▶ [What the exercise asks]
Wherever the word "React" appears in a line, extract that line.

▶ [Provided material]
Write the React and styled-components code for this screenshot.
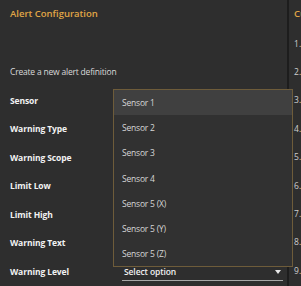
import React from "react";
import styled, { createGlobalStyle } from "styled-components";

const GlobalStyle = createGlobalStyle`
  html, body {
    margin: 0;
    padding: 0;
    background: #2e2e2e;
  }
  body {
    font-family: "Open Sans", "Noto Sans", sans-serif;
  }
`;

const Screen = styled.div`
  display: flex;
  width: 301px;
  height: 286px;
  overflow: hidden;
  background: #2e2e2e;
`;

const Panel = styled.section`
  position: relative;
  width: 289px;
  flex: none;
  padding: 0 4px 0 10px;
  box-sizing: border-box;
  border-right: 2px solid #1d1d1d;
`;

const Side = styled.section`
  flex: 1;
  padding-left: 5px;
  overflow: hidden;
  white-space: nowrap;
`;

const Title = styled.h2`
  margin: 0;
  height: 27px;
  display: flex;
  align-items: center;
  font-size: 9.5px;
  font-weight: 600;
  color: #e0a646;
`;

const Intro = styled.p`
  margin: 38px 0 7px;
  line-height: 14px;
  font-size: 8.5px;
  letter-spacing: -0.2px;
  color: #d9d9d9;
`;

const Row = styled.div`
  display: grid;
  grid-template-columns: 112px 1fr;
  align-items: center;
  height: 28.5px;
`;

const Label = styled.span`
  font-size: 8.5px;
  font-weight: 700;
  letter-spacing: -0.1px;
  color: #f2f2f2;
`;

const Select = styled.div`
  display: flex;
  align-items: center;
  justify-content: space-between;
  height: 16px;
  margin-top: 2px;
  padding: 0 2px;
  border-bottom: 1px solid #a8a8a8;
  font-size: 8.5px;
  font-weight: 600;
  letter-spacing: -0.1px;
  color: #f0f0f0;
`;

const Caret = styled.span`
  width: 0;
  height: 0;
  border-left: 3px solid transparent;
  border-right: 3px solid transparent;
  border-top: 4px solid #e8e8e8;
`;

const Menu = styled.ul`
  position: absolute;
  left: 113px;
  top: 89px;
  width: 180px;
  margin: 0;
  padding: 0;
  list-style: none;
  background: #313131;
  border: 1px solid #6e5c3a;
  box-sizing: border-box;
  z-index: 2;
`;

const Item = styled.li`
  height: 25.2px;
  display: flex;
  align-items: center;
  padding-left: 8px;
  font-size: 8.5px;
  letter-spacing: -0.2px;
  color: #d6d6d6;
  background: ${props => (props.active ? "#404040" : "transparent")};
`;

const SideList = styled.div`
  margin-top: 2px;
`;

const SideRow = styled.div`
  height: 28.4px;
  display: flex;
  align-items: center;
  font-size: 8.5px;
  color: #cfcfcf;
`;

const labels = [
  "Sensor",
  "Warning Type",
  "Warning Scope",
  "Limit Low",
  "Limit High",
  "Warning Text",
  "Warning Level"
];

const sensors = [
  "Sensor 1",
  "Sensor 2",
  "Sensor 3",
  "Sensor 4",
  "Sensor 5 (X)",
  "Sensor 5 (Y)",
  "Sensor 5 (Z)"
];

export default function App() {
  return (
    <Screen>
      <GlobalStyle />
      <Panel>
        <Title>Alert Configuration</Title>
        <Intro>Create a new alert definition</Intro>
        {labels.map((label, i) => (
          <Row key={label}>
            <Label>{label}</Label>
            {i === labels.length - 1 ? (
              <Select>
                <span>Select option</span>
                <Caret />
              </Select>
            ) : (
              <span />
            )}
          </Row>
        ))}
        <Menu>
          {sensors.map((s, i) => (
            <Item key={s} active={i === 0}>
              {s}
            </Item>
          ))}
        </Menu>
      </Panel>
      <Side>
        <Title>Current Alerts</Title>
        <SideList>
          {[1, 2, 3, 4, 5, 6, 7, 8, 9].map(n => (
            <SideRow key={n}>{n}. Alert</SideRow>
          ))}
        </SideList>
      </Side>
    </Screen>
  );
}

▶ [Response to the exercise]
Write the React and styled-components code for this screenshot.
import React from "react";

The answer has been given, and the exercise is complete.